Tuesday 14 July 2009

Sir James Young Simpson: Champion of Women's Health


Simpson's ledger, detailing his first time using chloroform during a birth

James Young Simpson was a 19th century Scottish obstetrician who pioneered the use of chloroform as an anesthesia after experimenting with its properties on his dinner guests. He is an important figure in the history of medicine in Edinburgh; he attended the University of Edinburgh and held his infamous chloroform party, at which all of the guests wound up passed out under the table after sniffing the stuff, in his house on Queen Street. The progressive and dynamic environment of Edinburgh had an obvious effect on Simpson’s character and style of practicing medicine.

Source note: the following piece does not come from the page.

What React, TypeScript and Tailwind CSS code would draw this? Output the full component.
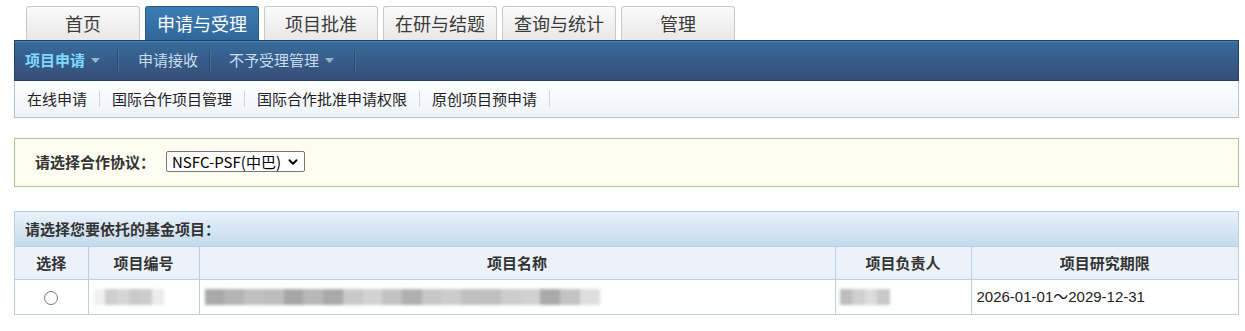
import { ChevronDown } from "lucide-react";

const tabs = ["首页", "申请与受理", "项目批准", "在研与结题", "查询与统计", "管理"];
const subLinks = ["在线申请", "国际合作项目管理", "国际合作批准申请权限", "原创项目预申请"];

const cjk = "font-['Microsoft_YaHei','Noto_Sans_CJK_SC',sans-serif]";

function Caret({ className }: { className: string }) {
  return (
    <svg width="9" height="5" viewBox="0 0 9 5" className={className}>
      <path d="M0 0h9L4.5 5z" fill="currentColor" />
    </svg>
  );
}

// stand-in for the pixelated (masked) cells of the screenshot
function Masked({ width, shades }: { width: number; shades: string[] }) {
  return (
    <div className="flex h-[16px] blur-[1.5px]" style={{ width }}>
      {shades.map((c, i) => (
        <div key={i} className="h-full flex-1" style={{ background: c }} />
      ))}
    </div>
  );
}

export default function App() {
  return (
    <div className={`min-h-[331px] bg-white pl-[14px] pr-[6px] pt-[6px] text-[15px] text-[#333] ${cjk}`}>
      {/* Top tabs */}
      <div className="flex gap-[5px] pl-[12px]">
        {tabs.map((t, i) =>
          i === 1 ? (
            <div
              key={t}
              className="flex h-[34px] w-[114px] items-center justify-center rounded-t-[3px] border border-b-0 border-[#2a5a88] bg-gradient-to-b from-[#3d7db3] to-[#2f679c] text-[18px] text-white"
            >
              {t}
            </div>
          ) : (
            <div
              key={t}
              className="flex h-[34px] w-[114px] items-center justify-center rounded-t-[3px] border border-b-0 border-[#c9c9c9] bg-gradient-to-b from-[#fafafa] to-[#e9e9e9] text-[18px] text-[#3a3a3a]"
            >
              {t}
            </div>
          )
        )}
      </div>

      {/* Blue menu bar */}
      <div className="flex h-[41px] items-center border border-[#223f63] bg-gradient-to-b from-[#356c9c] to-[#364e77] shadow-[inset_0_1px_0_#4a7fae]">
        <div className="flex items-center gap-[6px] pl-[10px] pr-[17px] font-bold text-[#7fd9ff]">
          项目申请
          <Caret className="text-[#9cb4cc]" />
        </div>
        <div className="h-[22px] w-[2px] border-l border-r border-l-[#2a4a72] border-r-[#4a6d96]" />
        <div className="pl-[19px] pr-[11px] text-[#c9dcef]">申请接收</div>
        <div className="h-[22px] w-[2px] border-l border-r border-l-[#2a4a72] border-r-[#4a6d96]" />
        <div className="flex items-center gap-[6px] pl-[18px] pr-[20px] text-[#c9dcef]">
          不予受理管理
          <Caret className="text-[#9cb4cc]" />
        </div>
        <div className="h-[22px] w-[2px] border-l border-r border-l-[#2a4a72] border-r-[#4a6d96]" />
      </div>

      {/* Sub links */}
      <div className="flex h-[37px] items-center border border-t-0 border-[#b9c2cc] bg-gradient-to-b from-white to-[#eef3f8] pl-[12px] text-[#222]">
        {subLinks.map((l) => (
          <div key={l} className="flex items-center">
            <span>{l}</span>
            <span className="mx-[12px] h-[16px] w-px bg-[#d2d2d2]" />
          </div>
        ))}
      </div>

      {/* Agreement chooser */}
      <div className="mt-[20px] flex h-[49px] items-center border border-[#a8c88a] bg-[#fdfdf2] pl-[20px]">
        <span className="font-bold text-[#333]">请选择合作协议：</span>
        <div className="relative ml-[11px]">
          <select className="h-[21px] w-[139px] appearance-none rounded-[2px] border border-[#767676] bg-white pl-[5px] text-[15px] leading-[19px] text-black outline-none">
            <option>NSFC-PSF(中巴)</option>
          </select>
          <ChevronDown
            size={14}
            strokeWidth={3.2}
            className="pointer-events-none absolute right-[5px] top-[4px] text-black"
          />
        </div>
      </div>

      {/* Fund project table */}
      <div className="mt-[24px] border border-[#bcd0e2]">
        <div className="flex h-[34px] items-center bg-gradient-to-b from-[#e9f2fa] to-[#c4daec] pl-[10px] font-bold text-[#333]">
          请选择您要依托的基金项目：
        </div>
        <table className="w-full border-collapse">
          <thead>
            <tr className="h-[33px] bg-[#ebf2f9] font-bold">
              <th className="w-[73px] border-t border-r border-[#bcd0e2] font-bold">选择</th>
              <th className="w-[111px] border-t border-r border-[#bcd0e2] font-bold">项目编号</th>
              <th className="w-[636px] border-t border-r border-[#bcd0e2] font-bold">项目名称</th>
              <th className="w-[136px] border-t border-r border-[#bcd0e2] font-bold">项目负责人</th>
              <th className="border-t border-[#bcd0e2] font-bold">项目研究期限</th>
            </tr>
          </thead>
          <tbody>
            <tr className="h-[34px]">
              <td className="border-t border-r border-[#bcd0e2] text-center">
                <input type="radio" name="fund" className="h-[14px] w-[14px] align-middle" />
              </td>
              <td className="border-t border-r border-[#bcd0e2] pl-[5px]">
                <Masked width={70} shades={["#f0f0f0", "#cfcfcf", "#d6d6d6", "#c9c9c9", "#cccccc", "#ececec"]} />
              </td>
              <td className="border-t border-r border-[#bcd0e2] pl-[5px]">
                <Masked
                  width={395}
                  shades={[
                    "#a9a9a9", "#b4b4b4", "#c0c0c0", "#bdbdbd", "#a6a6a6", "#b8b8b8", "#a9a9a9", "#c9c9c9",
                    "#d2d2d2", "#c2c2c2", "#b0b0b0", "#c7c7c7", "#cccccc", "#c1c1c1", "#bfbfbf", "#cdcdcd",
                    "#d1d1d1", "#aaaaaa", "#c3c3c3", "#dedede",
                  ]}
                />
              </td>
              <td className="border-t border-r border-[#bcd0e2] pl-[4px]">
                <Masked width={50} shades={["#bdbdbd", "#cfcfcf", "#dcdcdc", "#c8c8c8"]} />
              </td>
              <td className="border-t border-[#bcd0e2] pl-[5px] font-['Liberation_Sans','Noto_Sans_CJK_SC',sans-serif] text-[#222]">
                2026-01-01～2029-12-31
              </td>
            </tr>
          </tbody>
        </table>
      </div>
    </div>
  );
}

Simpson's own collection of books on women's diseases

He is famous for his hard work and brilliance in gynecology and obstetrics; while many doctors at the time shied away from “women’s issues,” Simpson was an advocate for women’s health and safety, especially during childbirth. He pioneered the use of chloroform during childbirth, despite often harsh criticism from opponents of the practice. An interesting conflict in medicine at the time was the divergence between a doctor’s duty to protect human life and his obligation to ease a patient’s suffering. Pernick’s “The Calculus of Suffering” outlines the conflicting opinions of doctors on how much pain, if any, should be alleviated during surgeries (and other procedures, such as childbirth). Other issues, like religion, played a role in the debate, with many arguing that the Bible tells us that women are meant to suffer the pain of childbirth to pay for Eve’s original sin. Allegedly, Simpson responded to these claims by noting that God put Adam to sleep before removing his rib, and thus he must approve of the use of anesthetics. Simpson’s discovery of the anesthetic properties of chloroform had an enormous impact on the medical community, and the use of chloroform in childbirth and surgery became widespread, particularly after Queen Victoria used it during the birth of a child.